Barınma sorununun bu kadar büyümesinin nedeni ise, yetkililerin söyleminin aksine sadece yaşanan depremler değildir. Zira yukarda bahsettiği gibi depremzedelerimizin çoğu halen konutlarda yaşamamaktadır. Barınma krizinin asıl nedeni, ülkenin mültecilerle doldurulup, kamplarda barındırmak yerine serbestçe şehirlere dağılmalarına olanak verilmesi ve uygulanan yanlış ekonomi politikalarında ısrar edilmesi olmuştur.
Barınma ve kira sorunu, kira artış oranı sınırlandırılarak, kiracı ile mülk sahibi karşı karşıya getirilerek çözülemez.
Bu sorunun çözümü için, üst hakkı verilerek konut üretiminin artırılması, konuttan kira geliri elde edilmesinin kurumsal hâle getirilmesi, yap-sat yerine yap-kirala sisteminin ve prefabrike sistemlerin teşvik edilmesi gibi, sürdürülebilir çözümler düşünülmelidir.
Yandaş firmaların zengin edildiği TOKİ kampanyaları ile barınma sorununun çözülemeyeceğini artık herkes anlamalıdır.
Bizler bu yılki kutlamalarda yetkililerin sadece söylemlerini değil, bu sorunu nasıl çözeceklerini gösteren eylem planlarını da görmek istiyoruz.
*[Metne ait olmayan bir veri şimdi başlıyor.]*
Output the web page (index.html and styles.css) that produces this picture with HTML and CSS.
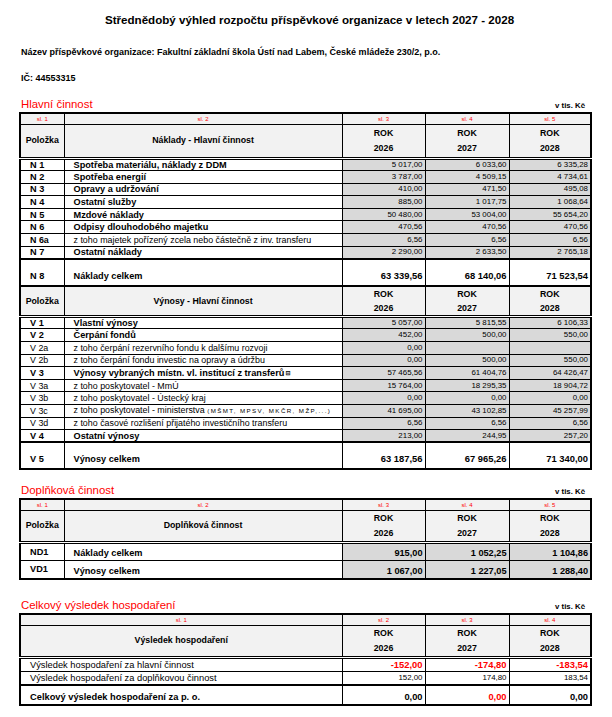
FILE: index.html
```html
<!DOCTYPE html>
<html lang="cs">
<head>
<meta charset="utf-8">
<title>Střednědobý výhled rozpočtu</title>
<link rel="stylesheet" href="styles.css">
</head>
<body>
<div class="page">
  <h1 class="title">Střednědobý výhled rozpočtu příspěvkové organizace v letech 2027 - 2028</h1>
  <p class="org">Název příspěvkové organizace: Fakultní základní škola Ústí nad Labem, České mládeže 230/2, p.o.</p>
  <p class="ic">IČ: 44553315</p>

  <div class="sec-head"><span class="sec-title">Hlavní činnost</span><span class="unit">v tis. Kč</span></div>
  <table class="grid">
    <colgroup><col class="c1"><col class="c2"><col class="c3"><col class="c4"><col class="c5"></colgroup>
    <tr class="sl"><td>sl. 1</td><td>sl. 2</td><td>sl. 3</td><td>sl. 4</td><td>sl. 5</td></tr>
    <tr class="hdr"><th>Položka</th><th>Náklady - Hlavní činnost</th><th>ROK<br>2026</th><th>ROK<br>2027</th><th>ROK<br>2028</th></tr>
    <tr class="r b"><td class="code">N 1</td><td class="lbl">Spotřeba materiálu, náklady z DDM</td><td class="num">5 017,00</td><td class="num">6 033,60</td><td class="num">6 335,28</td></tr>
    <tr class="r b"><td class="code">N 2</td><td class="lbl">Spotřeba energií</td><td class="num">3 787,00</td><td class="num">4 509,15</td><td class="num">4 734,61</td></tr>
    <tr class="r b"><td class="code">N 3</td><td class="lbl">Opravy a udržování</td><td class="num">410,00</td><td class="num">471,50</td><td class="num">495,08</td></tr>
    <tr class="r b"><td class="code">N 4</td><td class="lbl">Ostatní služby</td><td class="num">885,00</td><td class="num">1 017,75</td><td class="num">1 068,64</td></tr>
    <tr class="r b"><td class="code">N 5</td><td class="lbl">Mzdové náklady</td><td class="num">50 480,00</td><td class="num">53 004,00</td><td class="num">55 654,20</td></tr>
    <tr class="r b"><td class="code">N 6</td><td class="lbl">Odpisy dlouhodobého majetku</td><td class="num">470,56</td><td class="num">470,56</td><td class="num">470,56</td></tr>
    <tr class="r sub"><td class="code bc">N 6a</td><td class="lbl">z toho majetek pořízený zcela nebo částečně z inv. transferu</td><td class="num">6,56</td><td class="num">6,56</td><td class="num">6,56</td></tr>
    <tr class="r b"><td class="code">N 7</td><td class="lbl">Ostatní náklady</td><td class="num">2 290,00</td><td class="num">2 633,50</td><td class="num">2 765,18</td></tr>
    <tr class="tot"><td class="code">N 8</td><td class="lbl">Náklady celkem</td><td class="num">63 339,56</td><td class="num">68 140,06</td><td class="num">71 523,54</td></tr>
    <tr class="hdr hdr2"><th>Položka</th><th>Výnosy - Hlavní činnost</th><th>ROK<br>2026</th><th>ROK<br>2027</th><th>ROK<br>2028</th></tr>
    <tr class="r b"><td class="code">V 1</td><td class="lbl">Vlastní výnosy</td><td class="num">5 057,00</td><td class="num">5 815,55</td><td class="num">6 106,33</td></tr>
    <tr class="r b"><td class="code">V 2</td><td class="lbl">Čerpání fondů</td><td class="num">452,00</td><td class="num">500,00</td><td class="num">550,00</td></tr>
    <tr class="r sub"><td class="code">V 2a</td><td class="lbl">z toho čerpání rezervního fondu k dalšímu rozvoji</td><td class="num">0,00</td><td class="num"></td><td class="num"></td></tr>
    <tr class="r sub"><td class="code">V 2b</td><td class="lbl">z toho čerpání fondu investic na opravy a údržbu</td><td class="num">0,00</td><td class="num">500,00</td><td class="num">550,00</td></tr>
    <tr class="r b"><td class="code">V 3</td><td class="lbl">Výnosy vybraných místn. vl. institucí z transferů<span class="tofu">⊟</span></td><td class="num">57 465,56</td><td class="num">61 404,76</td><td class="num">64 426,47</td></tr>
    <tr class="r sub"><td class="code">V 3a</td><td class="lbl">z toho poskytovatel - MmÚ</td><td class="num">15 764,00</td><td class="num">18 295,35</td><td class="num">18 904,72</td></tr>
    <tr class="r sub"><td class="code">V 3b</td><td class="lbl">z toho poskytovatel - Ústecký kraj</td><td class="num">0,00</td><td class="num">0,00</td><td class="num">0,00</td></tr>
    <tr class="r sub"><td class="code">V 3c</td><td class="lbl">z toho poskytovatel - ministerstva <span class="tiny">(MŠMT, MPSV, MKČR, MŽP,...)</span></td><td class="num">41 695,00</td><td class="num">43 102,85</td><td class="num">45 257,99</td></tr>
    <tr class="r sub"><td class="code">V 3d</td><td class="lbl">z toho časové rozlišení přijatého investičního transferu</td><td class="num">6,56</td><td class="num">6,56</td><td class="num">6,56</td></tr>
    <tr class="r b"><td class="code">V 4</td><td class="lbl">Ostatní výnosy</td><td class="num">213,00</td><td class="num">244,95</td><td class="num">257,20</td></tr>
    <tr class="tot"><td class="code">V 5</td><td class="lbl">Výnosy celkem</td><td class="num">63 187,56</td><td class="num">67 965,26</td><td class="num">71 340,00</td></tr>
  </table>

  <div class="sec-head sec2"><span class="sec-title">Doplňková činnost</span><span class="unit">v tis. Kč</span></div>
  <table class="grid">
    <colgroup><col class="c1"><col class="c2"><col class="c3"><col class="c4"><col class="c5"></colgroup>
    <tr class="sl"><td>sl. 1</td><td>sl. 2</td><td>sl. 3</td><td>sl. 4</td><td>sl. 5</td></tr>
    <tr class="hdr hdr3"><th>Položka</th><th>Doplňková činnost</th><th>ROK<br>2026</th><th>ROK<br>2027</th><th>ROK<br>2028</th></tr>
    <tr class="dp"><td class="code">ND1</td><td class="lbl">Náklady celkem</td><td class="num">915,00</td><td class="num">1 052,25</td><td class="num">1 104,86</td></tr>
    <tr class="dp"><td class="code">VD1</td><td class="lbl">Výnosy celkem</td><td class="num">1 067,00</td><td class="num">1 227,05</td><td class="num">1 288,40</td></tr>
  </table>

  <div class="sec-head sec3"><span class="sec-title">Celkový výsledek hospodaření</span><span class="unit">v tis. Kč</span></div>
  <table class="grid res">
    <colgroup><col class="c1"><col class="c2"><col class="c3"><col class="c4"><col class="c5"></colgroup>
    <tr class="sl"><td colspan="2">sl. 1</td><td>sl. 2</td><td>sl. 3</td><td>sl. 4</td></tr>
    <tr class="hdr hdr3"><th colspan="2">Výsledek hospodaření</th><th>ROK<br>2026</th><th>ROK<br>2027</th><th>ROK<br>2028</th></tr>
    <tr class="rr"><td colspan="2" class="lbl">Výsledek hospodaření za hlavní činnost</td><td class="num neg">-152,00</td><td class="num neg">-174,80</td><td class="num neg">-183,54</td></tr>
    <tr class="rr"><td colspan="2" class="lbl">Výsledek hospodaření za doplňkovou činnost</td><td class="num">152,00</td><td class="num">174,80</td><td class="num">183,54</td></tr>
    <tr class="rt"><td colspan="2" class="lbl">Celkový výsledek hospodaření za p. o.</td><td class="num">0,00</td><td class="num neg">0,00</td><td class="num">0,00</td></tr>
  </table>
</div>
</body>
</html>
```

FILE: styles.css
```css
* { box-sizing: border-box; }
html, body { margin: 0; padding: 0; background: #fff; }
body {
  font-family: "Liberation Sans", Arial, sans-serif;
  color: #000;
  width: 612px;
}
.page { padding: 13px 0 0 19px; width: 612px; }

.title {
  margin: 0;
  padding-left: 10px;
  width: 571px;
  font-size: 11.6px;
  line-height: 14px;
  font-weight: bold;
  text-align: center;
}
.org {
  margin: 19px 0 0 2px;
  font-size: 9px;
  line-height: 12px;
  font-weight: bold;
}
.ic {
  margin: 14px 0 0 2px;
  font-size: 9px;
  line-height: 12px;
  font-weight: bold;
}

.sec-head {
  display: flex;
  justify-content: space-between;
  align-items: flex-end;
  width: 571px;
  margin-top: 12px;
  padding: 0 5px 0 2px;
  height: 15px;
}
.sec2 { margin-top: 12px; }
.sec3 { margin-top: 17px; }
.sec-title { color: #f00; font-size: 11.4px; line-height: 14px; }
.unit { font-size: 7.8px; font-weight: bold; line-height: 10px; }

.grid {
  border-collapse: collapse;
  table-layout: fixed;
  width: 571px;
  margin-top: 1px;
  border: 2px solid #000;
}
.c1 { width: 44px; }
.c2 { width: 278px; }
.c3 { width: 83px; }
.c4 { width: 84px; }
.c5 { width: 82px; }

.grid td, .grid th {
  border: 1px solid #000;
  padding: 0;
  white-space: nowrap;
  overflow: hidden;
}

.sl td {
  height: 11px;
  background: #f2f2f2;
  color: #f00;
  font-size: 6px;
  text-align: center;
  line-height: 8px;
}
.hdr th {
  height: 34px;
  background: #f2f2f2;
  font-size: 8.8px;
  line-height: 15px;
  font-weight: bold;
  text-align: center;
  border-bottom: 3px double #000;
}
.hdr2 th { border-top: 2px solid #000; height: 29px; line-height: 14px; }
.hdr3 th { height: 31px; }

.r td { height: 12.6px; font-size: 8.9px; line-height: 10px; }
.code { padding-left: 9px !important; text-align: left; }
.lbl { padding-left: 9px !important; text-align: left; }
.num {
  background: #d9d9d9;
  text-align: right;
  padding-right: 2px !important;
}
.r .num { font-size: 7.9px; }
.b .code, .b .lbl, .bc { font-weight: bold; }
.b .lbl, .b .code { font-size: 9.2px; }

.tofu { font-family: "DejaVu Sans", sans-serif; font-size: 6px; margin-left: 1px; vertical-align: 1px; }
.tiny { font-size: 6.2px; letter-spacing: 1.4px; }

.tot td {
  height: 27px;
  border-top: 2px solid #000;
  font-size: 9.2px;
  font-weight: bold;
  vertical-align: bottom;
  padding-bottom: 4px;
}
.tot .num { background: #fff; font-size: 9.4px; }

.dp td { height: 18.5px; font-size: 9.2px; font-weight: bold; vertical-align: bottom; padding-bottom: 2px; }
.dp .code { vertical-align: top; padding-top: 3px; }

.res .num { background: #fff; }
.rr td { height: 14px; font-size: 9.3px; }
.rr .num { font-weight: normal; font-size: 7.9px; }
.rr .num.neg, .neg { color: #f00; font-weight: bold; font-size: 9.4px; }
.rt td { height: 20px; border-top: 2px solid #000; font-size: 9.3px; font-weight: bold; vertical-align: bottom; padding-bottom: 2px; }
```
Ve buradan iktidara sesleniyoruz; Barınma hakkı, konut hakkını da içeren temel bir insan hakkıdır ve anayasamızla koruma altındadır. Yeni anayasa yapmak yerine, öncelikle sizleri mevcut anayasanın gereğini yapmaya ve krize dönüşen bu sorunu ivedilikle çözmeye çağırıyoruz.